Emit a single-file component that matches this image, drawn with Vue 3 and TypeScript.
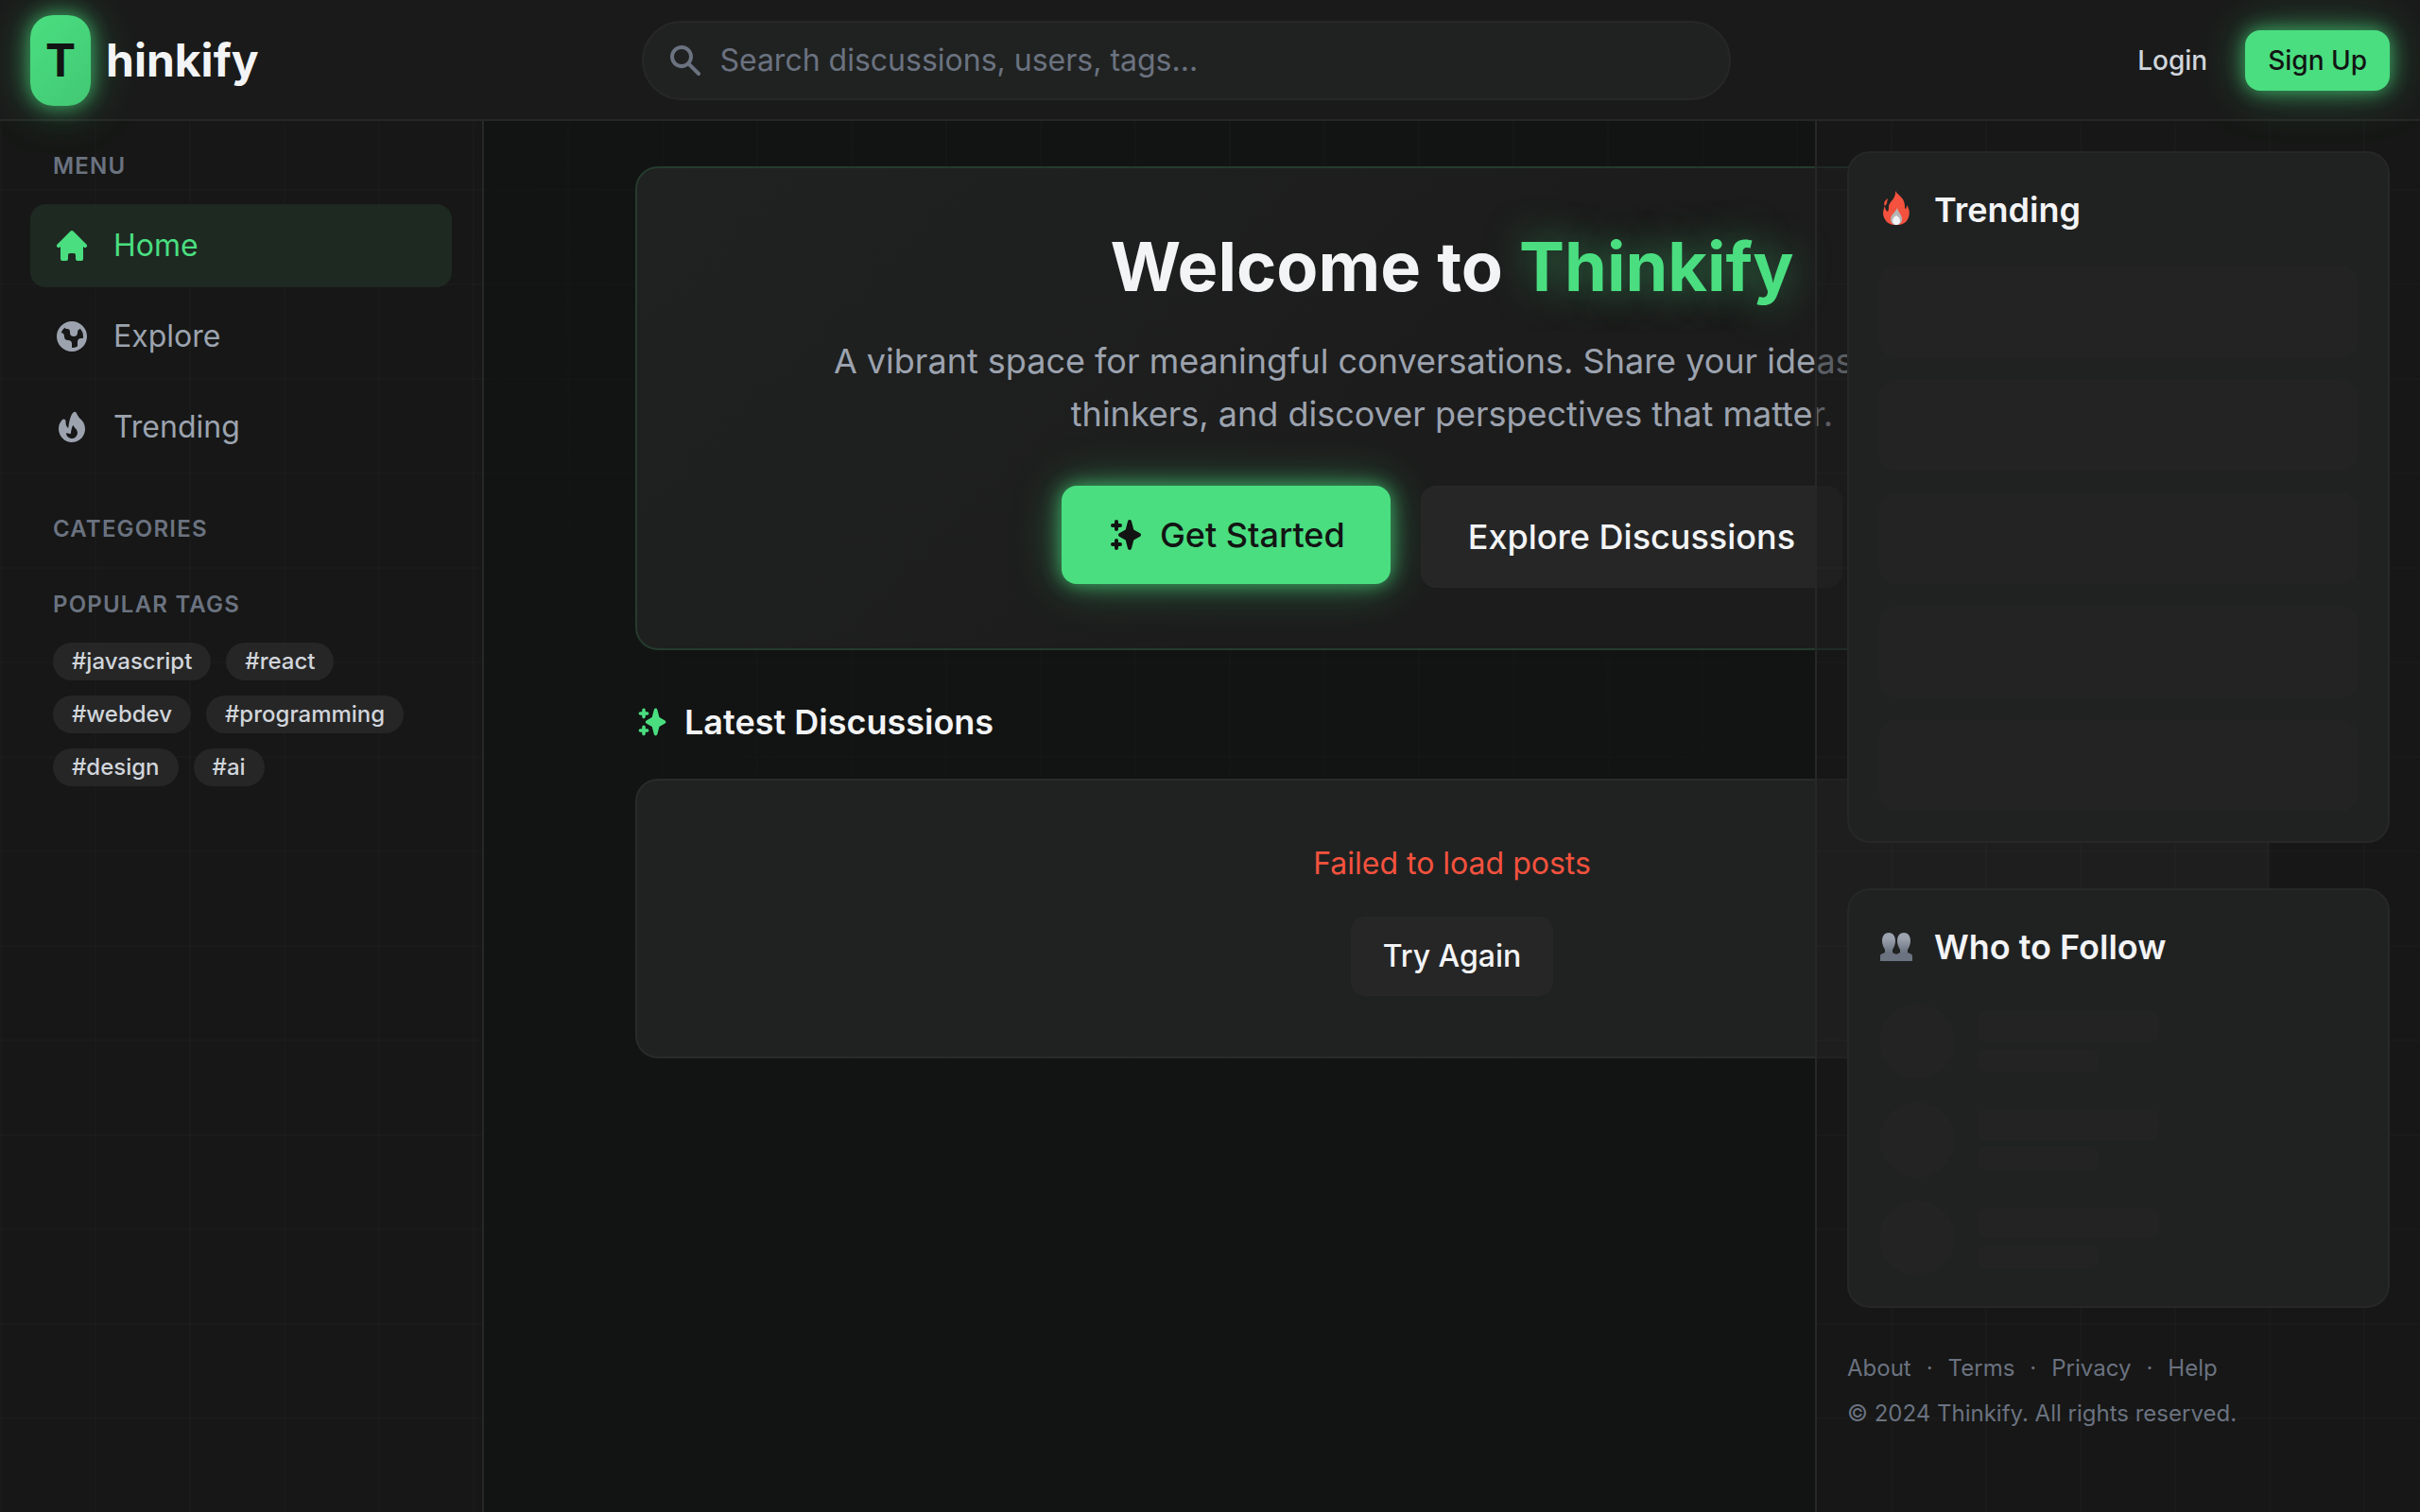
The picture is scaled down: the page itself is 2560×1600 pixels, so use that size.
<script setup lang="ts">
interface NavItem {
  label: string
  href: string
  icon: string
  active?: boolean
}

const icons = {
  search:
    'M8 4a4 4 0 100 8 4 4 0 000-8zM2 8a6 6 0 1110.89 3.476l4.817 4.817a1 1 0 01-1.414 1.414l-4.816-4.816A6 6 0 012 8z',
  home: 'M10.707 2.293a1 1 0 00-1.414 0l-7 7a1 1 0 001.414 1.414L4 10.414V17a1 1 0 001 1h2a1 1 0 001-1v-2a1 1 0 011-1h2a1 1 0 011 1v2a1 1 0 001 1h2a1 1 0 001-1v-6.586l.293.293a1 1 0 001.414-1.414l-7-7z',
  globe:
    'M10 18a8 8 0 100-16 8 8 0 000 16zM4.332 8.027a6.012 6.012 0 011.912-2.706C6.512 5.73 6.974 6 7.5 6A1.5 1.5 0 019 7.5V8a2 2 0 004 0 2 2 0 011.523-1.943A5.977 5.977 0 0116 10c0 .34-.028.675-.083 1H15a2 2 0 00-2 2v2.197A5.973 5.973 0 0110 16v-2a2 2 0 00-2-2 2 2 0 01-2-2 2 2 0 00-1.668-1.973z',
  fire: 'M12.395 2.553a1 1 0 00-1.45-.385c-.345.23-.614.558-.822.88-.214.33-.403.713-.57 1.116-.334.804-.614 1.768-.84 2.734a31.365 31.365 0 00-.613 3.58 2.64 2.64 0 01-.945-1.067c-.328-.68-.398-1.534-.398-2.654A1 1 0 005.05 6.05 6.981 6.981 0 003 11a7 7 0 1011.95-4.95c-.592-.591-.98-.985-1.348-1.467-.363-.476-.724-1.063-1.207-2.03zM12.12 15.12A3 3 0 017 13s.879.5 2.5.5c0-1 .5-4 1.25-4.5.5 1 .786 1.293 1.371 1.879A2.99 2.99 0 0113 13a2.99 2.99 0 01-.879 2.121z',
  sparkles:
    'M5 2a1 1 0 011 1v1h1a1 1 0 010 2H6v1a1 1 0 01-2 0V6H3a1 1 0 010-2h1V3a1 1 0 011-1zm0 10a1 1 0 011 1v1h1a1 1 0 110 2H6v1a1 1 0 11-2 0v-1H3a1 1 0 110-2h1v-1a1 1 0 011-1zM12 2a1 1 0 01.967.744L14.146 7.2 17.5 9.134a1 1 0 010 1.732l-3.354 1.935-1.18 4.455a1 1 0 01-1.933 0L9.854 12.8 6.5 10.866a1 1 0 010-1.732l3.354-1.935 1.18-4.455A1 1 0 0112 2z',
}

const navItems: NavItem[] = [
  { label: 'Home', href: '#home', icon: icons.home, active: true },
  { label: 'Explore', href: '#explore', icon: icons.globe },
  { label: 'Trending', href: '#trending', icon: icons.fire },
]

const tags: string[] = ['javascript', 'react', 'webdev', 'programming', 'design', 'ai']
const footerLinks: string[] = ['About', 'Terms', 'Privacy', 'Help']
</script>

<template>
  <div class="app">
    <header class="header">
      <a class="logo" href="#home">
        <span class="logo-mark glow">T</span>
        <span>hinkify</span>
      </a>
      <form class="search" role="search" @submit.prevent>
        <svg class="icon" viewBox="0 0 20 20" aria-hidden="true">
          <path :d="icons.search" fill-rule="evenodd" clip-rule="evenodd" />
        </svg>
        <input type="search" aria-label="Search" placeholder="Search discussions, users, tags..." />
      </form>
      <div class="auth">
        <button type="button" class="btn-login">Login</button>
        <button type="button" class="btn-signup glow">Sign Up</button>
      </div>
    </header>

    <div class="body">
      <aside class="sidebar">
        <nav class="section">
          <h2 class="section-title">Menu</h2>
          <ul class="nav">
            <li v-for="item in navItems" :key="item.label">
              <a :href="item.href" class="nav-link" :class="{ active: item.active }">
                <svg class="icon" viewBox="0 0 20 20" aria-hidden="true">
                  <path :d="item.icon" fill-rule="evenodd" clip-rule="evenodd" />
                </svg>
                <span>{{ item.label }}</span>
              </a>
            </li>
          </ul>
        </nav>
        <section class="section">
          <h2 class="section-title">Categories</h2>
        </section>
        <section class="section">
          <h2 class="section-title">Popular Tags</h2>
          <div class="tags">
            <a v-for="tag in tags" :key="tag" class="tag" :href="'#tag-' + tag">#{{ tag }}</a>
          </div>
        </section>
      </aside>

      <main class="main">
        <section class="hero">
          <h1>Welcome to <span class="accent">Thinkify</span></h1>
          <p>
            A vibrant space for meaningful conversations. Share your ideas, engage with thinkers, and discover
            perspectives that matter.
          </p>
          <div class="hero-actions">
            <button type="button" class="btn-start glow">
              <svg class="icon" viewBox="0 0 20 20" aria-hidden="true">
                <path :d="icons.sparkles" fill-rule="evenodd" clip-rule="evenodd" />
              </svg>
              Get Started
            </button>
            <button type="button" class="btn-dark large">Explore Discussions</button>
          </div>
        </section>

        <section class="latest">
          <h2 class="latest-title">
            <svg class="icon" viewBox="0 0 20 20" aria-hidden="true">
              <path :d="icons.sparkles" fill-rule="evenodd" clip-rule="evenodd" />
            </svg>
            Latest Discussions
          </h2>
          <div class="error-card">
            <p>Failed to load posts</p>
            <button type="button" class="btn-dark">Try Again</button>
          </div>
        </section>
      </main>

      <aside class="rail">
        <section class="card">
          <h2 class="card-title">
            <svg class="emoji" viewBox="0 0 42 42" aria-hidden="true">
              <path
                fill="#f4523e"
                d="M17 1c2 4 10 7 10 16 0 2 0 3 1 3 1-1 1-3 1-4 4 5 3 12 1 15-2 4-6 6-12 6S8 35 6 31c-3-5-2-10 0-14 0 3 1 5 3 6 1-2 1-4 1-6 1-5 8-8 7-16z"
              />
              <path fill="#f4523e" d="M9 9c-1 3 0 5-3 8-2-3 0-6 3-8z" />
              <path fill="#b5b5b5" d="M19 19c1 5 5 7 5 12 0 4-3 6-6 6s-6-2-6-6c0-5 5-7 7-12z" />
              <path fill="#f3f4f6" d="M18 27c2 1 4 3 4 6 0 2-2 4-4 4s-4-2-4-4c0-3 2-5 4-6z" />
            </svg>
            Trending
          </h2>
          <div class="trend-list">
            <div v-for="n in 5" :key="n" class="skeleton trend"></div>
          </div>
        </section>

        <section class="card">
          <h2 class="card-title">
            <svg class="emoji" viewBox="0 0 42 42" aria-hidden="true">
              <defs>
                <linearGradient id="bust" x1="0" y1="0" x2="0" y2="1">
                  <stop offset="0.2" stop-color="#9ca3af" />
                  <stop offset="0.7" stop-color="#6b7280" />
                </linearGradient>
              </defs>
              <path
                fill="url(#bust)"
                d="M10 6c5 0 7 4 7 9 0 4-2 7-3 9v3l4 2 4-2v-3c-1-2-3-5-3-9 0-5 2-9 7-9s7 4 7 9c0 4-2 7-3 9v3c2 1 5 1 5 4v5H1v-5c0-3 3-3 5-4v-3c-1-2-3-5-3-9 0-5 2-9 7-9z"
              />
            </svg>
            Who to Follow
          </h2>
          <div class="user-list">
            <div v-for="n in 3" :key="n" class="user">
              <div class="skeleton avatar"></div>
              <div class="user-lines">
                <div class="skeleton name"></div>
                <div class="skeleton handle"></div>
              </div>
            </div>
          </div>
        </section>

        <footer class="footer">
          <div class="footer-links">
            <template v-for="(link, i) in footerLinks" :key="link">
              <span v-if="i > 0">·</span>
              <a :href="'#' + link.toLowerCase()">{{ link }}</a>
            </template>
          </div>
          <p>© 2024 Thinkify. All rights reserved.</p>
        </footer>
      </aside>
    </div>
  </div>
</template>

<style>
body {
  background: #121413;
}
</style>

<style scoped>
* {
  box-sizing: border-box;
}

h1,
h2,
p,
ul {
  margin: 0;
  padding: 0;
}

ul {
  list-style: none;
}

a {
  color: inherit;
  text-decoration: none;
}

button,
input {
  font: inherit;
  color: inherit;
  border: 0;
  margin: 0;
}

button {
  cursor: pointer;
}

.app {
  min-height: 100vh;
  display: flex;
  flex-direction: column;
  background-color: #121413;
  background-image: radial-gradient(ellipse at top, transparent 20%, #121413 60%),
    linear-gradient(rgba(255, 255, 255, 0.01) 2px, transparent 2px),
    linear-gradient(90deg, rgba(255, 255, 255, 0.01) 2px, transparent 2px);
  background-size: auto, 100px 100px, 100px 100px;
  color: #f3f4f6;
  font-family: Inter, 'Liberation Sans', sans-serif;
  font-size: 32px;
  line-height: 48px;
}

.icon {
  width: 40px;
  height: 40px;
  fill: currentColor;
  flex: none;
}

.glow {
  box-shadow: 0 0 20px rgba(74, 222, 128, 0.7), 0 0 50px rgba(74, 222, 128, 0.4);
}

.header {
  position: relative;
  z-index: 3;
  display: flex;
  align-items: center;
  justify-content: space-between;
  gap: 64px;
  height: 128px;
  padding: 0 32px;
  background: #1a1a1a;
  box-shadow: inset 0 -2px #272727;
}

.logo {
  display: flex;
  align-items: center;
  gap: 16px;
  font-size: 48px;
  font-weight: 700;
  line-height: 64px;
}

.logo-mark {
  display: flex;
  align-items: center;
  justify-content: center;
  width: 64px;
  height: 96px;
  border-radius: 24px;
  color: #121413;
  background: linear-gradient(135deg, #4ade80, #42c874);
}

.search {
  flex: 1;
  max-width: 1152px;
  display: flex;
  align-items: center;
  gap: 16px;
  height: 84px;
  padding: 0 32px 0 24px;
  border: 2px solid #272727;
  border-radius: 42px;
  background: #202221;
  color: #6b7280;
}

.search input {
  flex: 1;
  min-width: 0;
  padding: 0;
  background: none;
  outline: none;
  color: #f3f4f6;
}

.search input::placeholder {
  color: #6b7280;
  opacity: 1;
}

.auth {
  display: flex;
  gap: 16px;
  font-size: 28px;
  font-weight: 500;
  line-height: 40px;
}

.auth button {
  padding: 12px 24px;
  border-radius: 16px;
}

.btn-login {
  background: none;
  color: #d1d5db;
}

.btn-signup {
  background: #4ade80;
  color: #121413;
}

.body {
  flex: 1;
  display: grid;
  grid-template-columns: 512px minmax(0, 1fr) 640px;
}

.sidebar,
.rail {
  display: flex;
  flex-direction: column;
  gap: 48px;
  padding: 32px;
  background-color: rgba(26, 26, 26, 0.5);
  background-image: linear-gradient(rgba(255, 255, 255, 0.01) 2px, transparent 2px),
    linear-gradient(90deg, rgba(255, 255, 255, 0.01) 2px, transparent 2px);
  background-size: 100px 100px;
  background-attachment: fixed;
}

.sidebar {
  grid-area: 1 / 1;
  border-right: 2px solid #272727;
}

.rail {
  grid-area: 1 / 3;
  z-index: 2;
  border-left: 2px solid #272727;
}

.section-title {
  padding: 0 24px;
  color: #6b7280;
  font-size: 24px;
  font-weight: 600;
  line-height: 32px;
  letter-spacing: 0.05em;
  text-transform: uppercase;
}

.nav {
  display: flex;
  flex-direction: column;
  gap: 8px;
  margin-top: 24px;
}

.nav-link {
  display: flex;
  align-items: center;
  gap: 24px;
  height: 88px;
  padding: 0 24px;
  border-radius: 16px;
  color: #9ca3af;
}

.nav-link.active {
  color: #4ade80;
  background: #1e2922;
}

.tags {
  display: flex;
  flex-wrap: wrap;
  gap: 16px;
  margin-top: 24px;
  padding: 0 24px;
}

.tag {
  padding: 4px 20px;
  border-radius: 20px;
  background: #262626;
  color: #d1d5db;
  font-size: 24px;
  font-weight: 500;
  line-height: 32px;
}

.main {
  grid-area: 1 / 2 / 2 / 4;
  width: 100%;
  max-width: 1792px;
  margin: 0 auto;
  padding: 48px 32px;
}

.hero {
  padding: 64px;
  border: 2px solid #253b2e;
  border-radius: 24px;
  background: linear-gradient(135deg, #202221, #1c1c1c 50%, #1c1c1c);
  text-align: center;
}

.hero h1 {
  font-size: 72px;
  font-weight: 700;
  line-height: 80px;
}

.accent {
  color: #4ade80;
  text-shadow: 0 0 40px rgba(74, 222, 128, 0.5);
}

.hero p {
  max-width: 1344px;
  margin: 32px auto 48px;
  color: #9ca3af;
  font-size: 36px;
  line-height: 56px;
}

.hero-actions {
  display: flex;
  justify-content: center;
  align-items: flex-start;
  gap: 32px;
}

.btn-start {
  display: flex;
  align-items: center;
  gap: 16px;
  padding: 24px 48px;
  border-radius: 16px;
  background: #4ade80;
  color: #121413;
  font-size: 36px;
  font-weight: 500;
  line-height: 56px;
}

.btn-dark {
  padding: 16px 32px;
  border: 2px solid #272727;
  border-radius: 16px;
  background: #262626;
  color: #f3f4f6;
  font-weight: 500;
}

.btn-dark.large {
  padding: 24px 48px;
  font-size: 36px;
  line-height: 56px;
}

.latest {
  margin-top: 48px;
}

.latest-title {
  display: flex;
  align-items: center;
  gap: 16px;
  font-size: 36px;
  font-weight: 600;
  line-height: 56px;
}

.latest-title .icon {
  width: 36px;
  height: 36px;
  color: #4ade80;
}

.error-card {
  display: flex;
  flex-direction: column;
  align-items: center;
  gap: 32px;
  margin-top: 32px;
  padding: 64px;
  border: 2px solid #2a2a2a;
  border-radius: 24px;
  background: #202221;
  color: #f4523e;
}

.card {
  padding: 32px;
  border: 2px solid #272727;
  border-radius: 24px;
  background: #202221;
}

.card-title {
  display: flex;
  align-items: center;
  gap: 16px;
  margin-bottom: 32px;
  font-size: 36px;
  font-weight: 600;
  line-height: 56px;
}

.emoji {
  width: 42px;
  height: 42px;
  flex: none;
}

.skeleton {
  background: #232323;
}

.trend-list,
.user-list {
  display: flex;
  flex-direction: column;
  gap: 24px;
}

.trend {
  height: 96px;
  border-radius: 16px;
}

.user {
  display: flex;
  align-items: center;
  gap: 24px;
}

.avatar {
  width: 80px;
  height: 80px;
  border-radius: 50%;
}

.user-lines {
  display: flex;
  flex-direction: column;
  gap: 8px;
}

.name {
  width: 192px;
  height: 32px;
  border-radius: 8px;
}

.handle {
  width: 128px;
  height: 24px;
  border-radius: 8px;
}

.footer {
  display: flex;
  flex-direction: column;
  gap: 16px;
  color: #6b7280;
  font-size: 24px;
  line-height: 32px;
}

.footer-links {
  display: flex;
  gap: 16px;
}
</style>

· · ·

### [PROBLEM TO SOLVE]
Of the lines in this material, state how many hold the string "with". Write no other words.

### [THE OUTPUT]
2